Il prossimo 21 dicembre, Romolo Guerri avrebbe compiuto 93 anni qui a Ravenna, se mercoledì 23 ottobre scorso non avesse raggiunto in paradiso la moglie Delia, lasciando il figlio Roberto e la nuora Tiziana.

Umile addetto dei retropalchi locali, è stato tuttavia tra i più conosciuti, avendo operato fianco a fianco con tanti personaggi, politici e non, della nostra città. Uno per tutti Benigno Zaccagnini. Tanto che due giorni dopo mi è arrivato questo sms: “Hai fatto bene a ricordare Romolo Guerri!! Antonio Patuelli”.

In realtà, colto di sorpresa dalla sua uscita di scena alle 19.30 del giorno stesso, ero appena riuscito a spedire quattro righe commosse ai giornali, per dare notizia che la cerimonia funebre sarebbe stata il giorno dopo. Mi aveva informato Gianluca Benzoni, nella veste, oltreché di amico, dell’associazione Carabinieri in congedo. Non per caso, perché Romolo è stato carabiniere di status per trent’anni, di fatto e d’animo per la vita, nei secoli fedele.

Basta avvolgere il nastro, ripartendo da Fano, dove nacque in una famiglia di mezzadri fedeli della Chiesa romana, a fianco di un fratello che era dirigente giovanile della Azione Cattolica locale. Arruolatosi nell’Arma dei Carabinieri nel 1947, appena maggiorenne, e destinato dapprima a Lugo di Romagna, arrivò a Ravenna, sul finire di quello stesso anno, in una sera di nebbione tanto fitto, quale solo i ravennati di allora possono ricordare, da chiedersi dove fosse capitato. Fu un’impressione breve. Qui si trovò subito tanto bene da declinare i ripetuti inviti dei superiori, estimatori della sua professionalità, a sostenere il corso da sottufficiale. Per i rigidi regolamenti degli anni cinquanta, avrebbe poi dovuto trasferirsi in altra località. Ma Ravenna – insisteva a dire – è casa mia, fedele perfino a quell’appartamento di Circonvallazione piazza d’Armi (nomen omen) che non avrebbe più lasciato.

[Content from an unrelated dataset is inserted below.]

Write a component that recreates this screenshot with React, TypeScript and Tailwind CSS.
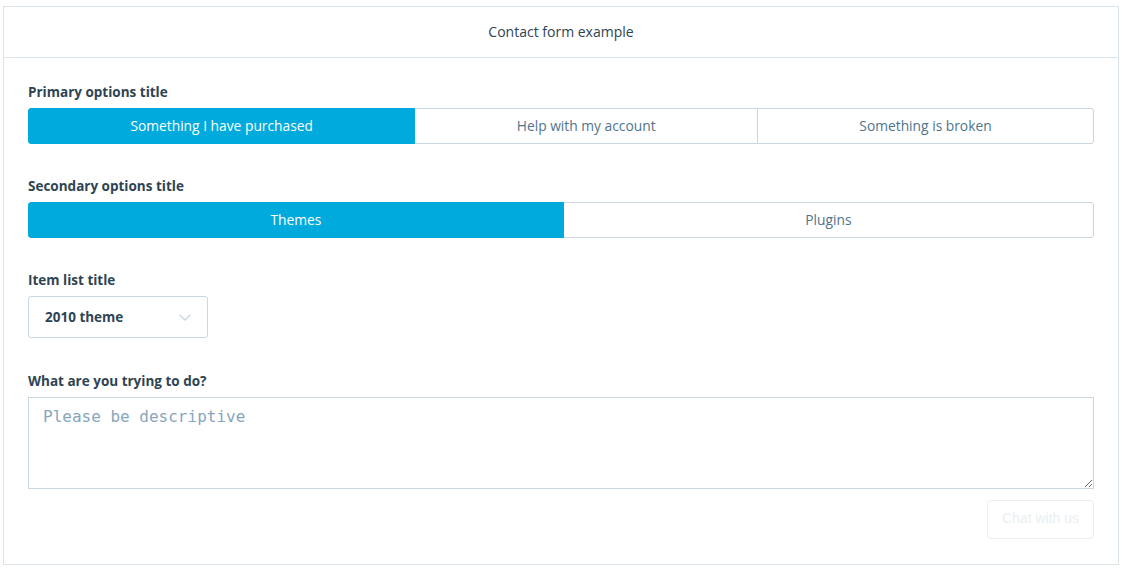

A riposo dall’Arma nel 1977, subito iscrittosi all’associazione dei carabinieri in congedo, di cui è stato una delle colonne storiche, Romolo diede sfogo all’altra sua grande passione di cristiano sociale, arruolandosi come volontario h 24 nelle file della Democrazia Cristiana ravennate. La sua scrivania stava nello storico palazzo Rasponi Bonanzi di via di Roma, dove la DC è rimasta finché è vissuta, poi passato all’Unione delle cooperative ex Bianco Fiore. Impiegato scrupoloso, ma soprattutto fattorino di fiducia di quella dirigenza, ha visto passare da queste stanze personalità del mondo politico e delle istituzioni di ogni grado e statura. Da lì partiva con ogni tempo, instancabile sulla sua bicicletta, e lì rientrava, latore di messaggi, anche i più riservati, diretti o in arrivo dai palazzi del potere cittadino. Sfrattato, insieme al partito, da quel posto, ha continuato a militare, con la baldanza e l’intransigenza di sempre, finto burbero, ma sempre più critico, laddove è resistito, fino a consumarsi, lo scudo crociato.

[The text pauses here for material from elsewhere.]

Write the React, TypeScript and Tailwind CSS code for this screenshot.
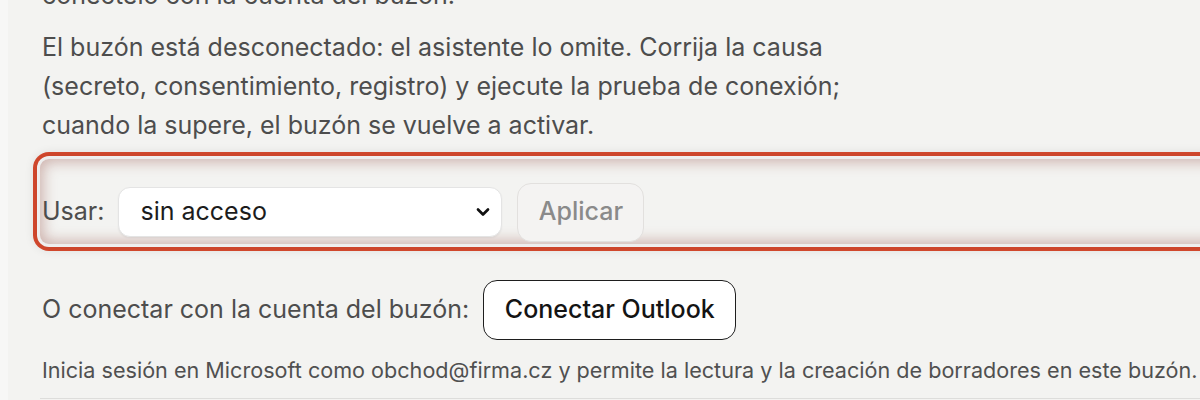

Amante della bicicletta e del mare, Romolo è stato fino ai 90 anni un instancabile ciclista della domenica, 40 chilometri al giorno per raggiungere alternativamente tutti i lidi ravennati.

Inesauribile autore, con la sua vecchia Olivetti, di lettere al Direttore, ha dibattuto sui quotidiani locali, fino all’ ultimo dei suoi giorni in salute, dei più disparati temi della vita ravennate. Si alternava in ciò con l’amico di sempre Rosario Musumeci, morto nel 2015, anch’egli a 93 anni. Ritrovandolo, ha ripreso felicemente con lui il contraddittorio interrotto. Leggendomi, gli sta sbuffando che lui ha fatto solo il suo dovere, nulla di straordinario.

Addio Romolo, amico fedele in secula seculorum.